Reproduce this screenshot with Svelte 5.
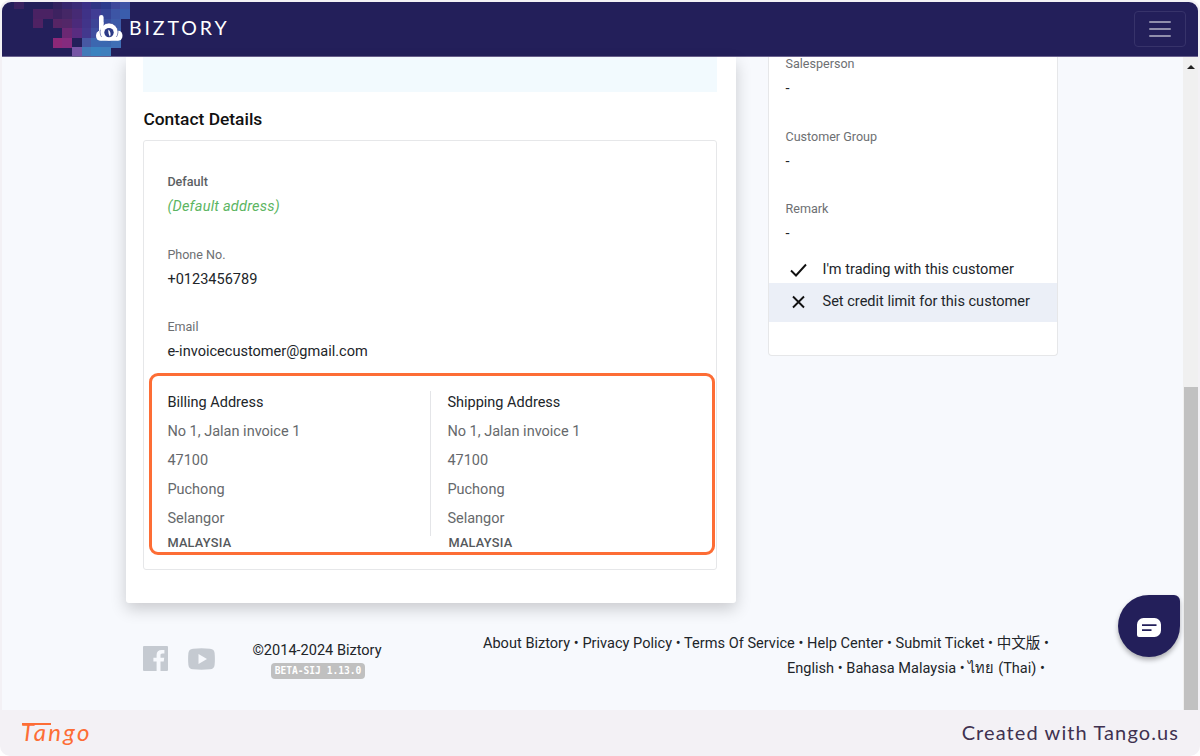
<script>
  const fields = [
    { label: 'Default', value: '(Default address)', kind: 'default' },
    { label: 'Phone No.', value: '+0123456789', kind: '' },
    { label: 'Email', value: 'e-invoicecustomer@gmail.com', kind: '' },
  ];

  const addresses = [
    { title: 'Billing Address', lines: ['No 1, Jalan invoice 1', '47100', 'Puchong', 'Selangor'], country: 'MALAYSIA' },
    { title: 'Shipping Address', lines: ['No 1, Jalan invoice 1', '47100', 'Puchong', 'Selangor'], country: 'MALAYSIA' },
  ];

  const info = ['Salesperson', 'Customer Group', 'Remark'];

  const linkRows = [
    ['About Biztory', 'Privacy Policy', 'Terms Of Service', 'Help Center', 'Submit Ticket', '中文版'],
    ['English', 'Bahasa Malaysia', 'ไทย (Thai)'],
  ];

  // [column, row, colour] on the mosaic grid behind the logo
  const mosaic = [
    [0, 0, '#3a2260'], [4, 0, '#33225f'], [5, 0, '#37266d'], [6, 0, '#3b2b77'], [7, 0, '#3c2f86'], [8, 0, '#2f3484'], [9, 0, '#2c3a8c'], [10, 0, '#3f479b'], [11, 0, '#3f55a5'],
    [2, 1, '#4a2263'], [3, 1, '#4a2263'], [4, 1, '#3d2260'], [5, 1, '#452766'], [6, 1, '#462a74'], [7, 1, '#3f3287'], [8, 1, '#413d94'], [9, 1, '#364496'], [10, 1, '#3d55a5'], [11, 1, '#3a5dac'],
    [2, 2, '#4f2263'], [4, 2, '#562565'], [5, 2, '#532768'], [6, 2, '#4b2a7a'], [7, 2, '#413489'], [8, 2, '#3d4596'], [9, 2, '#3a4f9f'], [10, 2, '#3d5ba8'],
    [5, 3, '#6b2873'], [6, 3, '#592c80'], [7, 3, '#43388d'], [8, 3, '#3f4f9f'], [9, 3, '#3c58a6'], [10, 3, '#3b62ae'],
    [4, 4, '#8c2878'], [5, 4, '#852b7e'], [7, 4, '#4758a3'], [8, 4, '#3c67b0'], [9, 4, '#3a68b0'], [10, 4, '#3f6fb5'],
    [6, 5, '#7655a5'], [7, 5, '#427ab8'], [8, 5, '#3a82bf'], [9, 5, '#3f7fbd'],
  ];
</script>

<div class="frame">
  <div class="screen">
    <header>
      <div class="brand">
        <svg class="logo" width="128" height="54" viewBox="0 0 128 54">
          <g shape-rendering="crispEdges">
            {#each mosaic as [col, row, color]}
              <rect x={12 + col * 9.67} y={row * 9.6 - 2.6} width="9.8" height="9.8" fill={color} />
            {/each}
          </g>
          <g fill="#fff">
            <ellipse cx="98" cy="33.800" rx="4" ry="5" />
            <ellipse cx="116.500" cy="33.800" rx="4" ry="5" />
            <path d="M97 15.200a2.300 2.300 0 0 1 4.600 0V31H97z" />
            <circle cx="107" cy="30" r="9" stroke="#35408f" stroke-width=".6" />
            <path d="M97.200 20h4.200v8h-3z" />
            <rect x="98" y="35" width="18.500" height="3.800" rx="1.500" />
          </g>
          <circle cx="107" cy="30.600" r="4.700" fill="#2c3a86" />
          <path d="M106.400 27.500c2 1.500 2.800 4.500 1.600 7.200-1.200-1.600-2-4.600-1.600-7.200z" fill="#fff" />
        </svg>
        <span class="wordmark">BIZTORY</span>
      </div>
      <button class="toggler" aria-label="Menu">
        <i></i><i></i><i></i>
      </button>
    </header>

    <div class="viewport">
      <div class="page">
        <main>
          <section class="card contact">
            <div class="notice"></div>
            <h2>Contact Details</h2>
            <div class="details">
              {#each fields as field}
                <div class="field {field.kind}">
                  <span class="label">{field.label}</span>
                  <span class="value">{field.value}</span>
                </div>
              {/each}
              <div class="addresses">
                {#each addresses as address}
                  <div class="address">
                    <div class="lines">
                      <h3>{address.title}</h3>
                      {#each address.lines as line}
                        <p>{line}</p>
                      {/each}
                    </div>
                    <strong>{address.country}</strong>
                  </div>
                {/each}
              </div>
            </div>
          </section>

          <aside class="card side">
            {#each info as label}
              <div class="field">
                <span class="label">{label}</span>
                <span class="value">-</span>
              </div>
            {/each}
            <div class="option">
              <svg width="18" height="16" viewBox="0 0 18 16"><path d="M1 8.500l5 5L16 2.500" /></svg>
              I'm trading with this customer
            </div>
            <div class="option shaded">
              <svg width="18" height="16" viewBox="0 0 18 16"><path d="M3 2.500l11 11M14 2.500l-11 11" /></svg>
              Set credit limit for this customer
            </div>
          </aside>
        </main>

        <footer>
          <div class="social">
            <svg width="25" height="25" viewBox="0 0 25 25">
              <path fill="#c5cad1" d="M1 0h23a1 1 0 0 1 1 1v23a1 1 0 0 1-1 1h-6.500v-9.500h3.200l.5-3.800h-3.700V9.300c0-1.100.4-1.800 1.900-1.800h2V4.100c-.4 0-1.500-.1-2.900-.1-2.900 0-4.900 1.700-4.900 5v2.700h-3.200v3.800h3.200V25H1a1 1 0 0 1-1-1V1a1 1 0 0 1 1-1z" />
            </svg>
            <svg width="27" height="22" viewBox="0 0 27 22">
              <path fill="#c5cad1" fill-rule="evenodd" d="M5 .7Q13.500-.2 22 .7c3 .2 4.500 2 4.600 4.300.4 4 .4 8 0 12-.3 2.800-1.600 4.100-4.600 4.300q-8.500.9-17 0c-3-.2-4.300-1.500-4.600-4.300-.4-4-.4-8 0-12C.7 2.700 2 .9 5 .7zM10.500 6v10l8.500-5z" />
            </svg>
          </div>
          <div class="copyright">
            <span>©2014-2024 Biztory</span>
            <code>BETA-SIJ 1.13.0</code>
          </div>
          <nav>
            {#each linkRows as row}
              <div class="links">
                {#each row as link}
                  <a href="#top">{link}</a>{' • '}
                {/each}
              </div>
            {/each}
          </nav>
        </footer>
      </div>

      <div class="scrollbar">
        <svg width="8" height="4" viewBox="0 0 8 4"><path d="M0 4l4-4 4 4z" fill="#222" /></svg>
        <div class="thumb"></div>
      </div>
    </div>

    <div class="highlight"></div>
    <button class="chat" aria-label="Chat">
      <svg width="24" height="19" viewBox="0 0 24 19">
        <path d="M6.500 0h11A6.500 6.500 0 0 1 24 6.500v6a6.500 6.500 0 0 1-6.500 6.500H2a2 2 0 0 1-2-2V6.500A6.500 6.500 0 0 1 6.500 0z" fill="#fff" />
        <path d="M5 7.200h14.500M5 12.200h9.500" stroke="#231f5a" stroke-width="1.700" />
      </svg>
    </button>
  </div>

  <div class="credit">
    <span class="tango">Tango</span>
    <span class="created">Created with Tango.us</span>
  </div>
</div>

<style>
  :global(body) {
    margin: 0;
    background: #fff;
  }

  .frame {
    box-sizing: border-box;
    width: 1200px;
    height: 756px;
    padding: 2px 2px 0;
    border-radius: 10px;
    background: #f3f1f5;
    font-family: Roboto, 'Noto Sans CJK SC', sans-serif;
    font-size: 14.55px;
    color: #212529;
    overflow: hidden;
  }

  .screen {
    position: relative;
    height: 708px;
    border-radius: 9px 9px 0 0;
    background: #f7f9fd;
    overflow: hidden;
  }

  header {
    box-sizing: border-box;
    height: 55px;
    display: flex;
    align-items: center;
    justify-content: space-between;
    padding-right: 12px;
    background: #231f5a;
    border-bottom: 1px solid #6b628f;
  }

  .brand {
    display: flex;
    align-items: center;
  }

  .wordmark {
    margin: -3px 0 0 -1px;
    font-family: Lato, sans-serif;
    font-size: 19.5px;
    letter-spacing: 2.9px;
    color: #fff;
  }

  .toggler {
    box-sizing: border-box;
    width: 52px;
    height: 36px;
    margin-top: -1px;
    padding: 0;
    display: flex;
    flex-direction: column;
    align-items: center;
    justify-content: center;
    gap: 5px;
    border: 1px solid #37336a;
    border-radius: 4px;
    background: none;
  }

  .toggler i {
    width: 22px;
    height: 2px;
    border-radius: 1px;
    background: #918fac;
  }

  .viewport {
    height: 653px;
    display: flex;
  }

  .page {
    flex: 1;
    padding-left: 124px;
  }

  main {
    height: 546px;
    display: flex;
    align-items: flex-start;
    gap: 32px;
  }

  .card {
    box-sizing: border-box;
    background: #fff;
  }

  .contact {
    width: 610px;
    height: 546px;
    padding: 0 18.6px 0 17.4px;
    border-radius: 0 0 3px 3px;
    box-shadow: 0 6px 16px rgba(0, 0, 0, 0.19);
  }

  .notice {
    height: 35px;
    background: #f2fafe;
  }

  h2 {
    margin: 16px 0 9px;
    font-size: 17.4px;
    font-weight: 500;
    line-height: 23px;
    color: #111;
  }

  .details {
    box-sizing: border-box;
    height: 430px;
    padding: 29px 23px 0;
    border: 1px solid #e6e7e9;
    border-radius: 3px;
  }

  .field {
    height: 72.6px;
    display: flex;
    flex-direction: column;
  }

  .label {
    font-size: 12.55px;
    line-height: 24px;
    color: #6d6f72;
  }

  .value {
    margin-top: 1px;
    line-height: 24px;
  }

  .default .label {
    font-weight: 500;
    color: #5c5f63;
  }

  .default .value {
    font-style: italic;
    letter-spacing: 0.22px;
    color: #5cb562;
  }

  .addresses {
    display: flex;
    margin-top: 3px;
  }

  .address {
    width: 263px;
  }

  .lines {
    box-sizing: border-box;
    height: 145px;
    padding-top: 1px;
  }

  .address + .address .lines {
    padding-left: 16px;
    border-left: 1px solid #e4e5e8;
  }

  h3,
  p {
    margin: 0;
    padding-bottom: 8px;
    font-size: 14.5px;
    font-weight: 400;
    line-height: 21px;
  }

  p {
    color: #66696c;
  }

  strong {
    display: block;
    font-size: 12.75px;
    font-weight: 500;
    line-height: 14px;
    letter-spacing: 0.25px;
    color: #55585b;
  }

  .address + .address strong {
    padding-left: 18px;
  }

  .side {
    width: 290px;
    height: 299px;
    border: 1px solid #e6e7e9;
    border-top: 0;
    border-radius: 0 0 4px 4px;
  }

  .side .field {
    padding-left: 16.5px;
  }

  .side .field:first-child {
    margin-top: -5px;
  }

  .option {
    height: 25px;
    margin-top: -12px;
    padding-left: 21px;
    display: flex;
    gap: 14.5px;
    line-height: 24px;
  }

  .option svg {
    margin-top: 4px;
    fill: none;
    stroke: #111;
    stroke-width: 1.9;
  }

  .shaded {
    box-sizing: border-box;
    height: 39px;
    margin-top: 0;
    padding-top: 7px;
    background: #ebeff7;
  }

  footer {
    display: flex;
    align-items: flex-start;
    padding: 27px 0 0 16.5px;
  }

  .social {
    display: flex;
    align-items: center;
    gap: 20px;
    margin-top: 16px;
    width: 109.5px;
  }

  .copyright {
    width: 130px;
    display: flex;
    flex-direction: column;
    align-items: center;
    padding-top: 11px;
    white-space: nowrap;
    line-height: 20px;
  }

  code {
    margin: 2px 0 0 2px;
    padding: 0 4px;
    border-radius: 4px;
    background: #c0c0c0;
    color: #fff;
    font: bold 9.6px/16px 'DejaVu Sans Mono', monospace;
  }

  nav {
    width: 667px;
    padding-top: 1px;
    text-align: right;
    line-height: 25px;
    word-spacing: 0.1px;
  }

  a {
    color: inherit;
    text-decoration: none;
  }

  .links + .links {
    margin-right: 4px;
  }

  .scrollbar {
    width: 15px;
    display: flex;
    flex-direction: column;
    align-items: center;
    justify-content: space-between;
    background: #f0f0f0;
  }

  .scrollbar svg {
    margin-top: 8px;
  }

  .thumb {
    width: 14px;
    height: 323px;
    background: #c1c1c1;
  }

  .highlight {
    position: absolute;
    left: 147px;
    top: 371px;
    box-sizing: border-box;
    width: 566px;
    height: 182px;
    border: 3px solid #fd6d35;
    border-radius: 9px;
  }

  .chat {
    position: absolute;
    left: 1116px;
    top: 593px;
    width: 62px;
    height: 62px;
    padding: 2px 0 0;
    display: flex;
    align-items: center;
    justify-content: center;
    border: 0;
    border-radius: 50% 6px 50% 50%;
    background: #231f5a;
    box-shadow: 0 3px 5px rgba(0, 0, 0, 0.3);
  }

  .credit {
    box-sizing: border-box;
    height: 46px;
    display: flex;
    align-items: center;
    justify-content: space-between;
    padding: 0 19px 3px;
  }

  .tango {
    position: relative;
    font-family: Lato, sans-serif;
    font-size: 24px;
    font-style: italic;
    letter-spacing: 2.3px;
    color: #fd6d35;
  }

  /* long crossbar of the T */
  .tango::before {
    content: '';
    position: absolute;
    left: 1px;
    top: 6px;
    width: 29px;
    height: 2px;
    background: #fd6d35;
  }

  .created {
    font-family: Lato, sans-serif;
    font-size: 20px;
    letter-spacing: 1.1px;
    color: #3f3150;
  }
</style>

──────────

■ **What the task requires**: Without any pictures, reproduce the lines from the first one in the material through the line that has "const info = ['Salesperson', 'Customer", exactly as they appear.

■ **Complete answer**:
Reproduce this screenshot with Svelte 5.
<script>
  const fields = [
    { label: 'Default', value: '(Default address)', kind: 'default' },
    { label: 'Phone No.', value: '+0123456789', kind: '' },
    { label: 'Email', value: 'e-invoicecustomer@gmail.com', kind: '' },
  ];

  const addresses = [
    { title: 'Billing Address', lines: ['No 1, Jalan invoice 1', '47100', 'Puchong', 'Selangor'], country: 'MALAYSIA' },
    { title: 'Shipping Address', lines: ['No 1, Jalan invoice 1', '47100', 'Puchong', 'Selangor'], country: 'MALAYSIA' },
  ];

  const info = ['Salesperson', 'Customer Group', 'Remark'];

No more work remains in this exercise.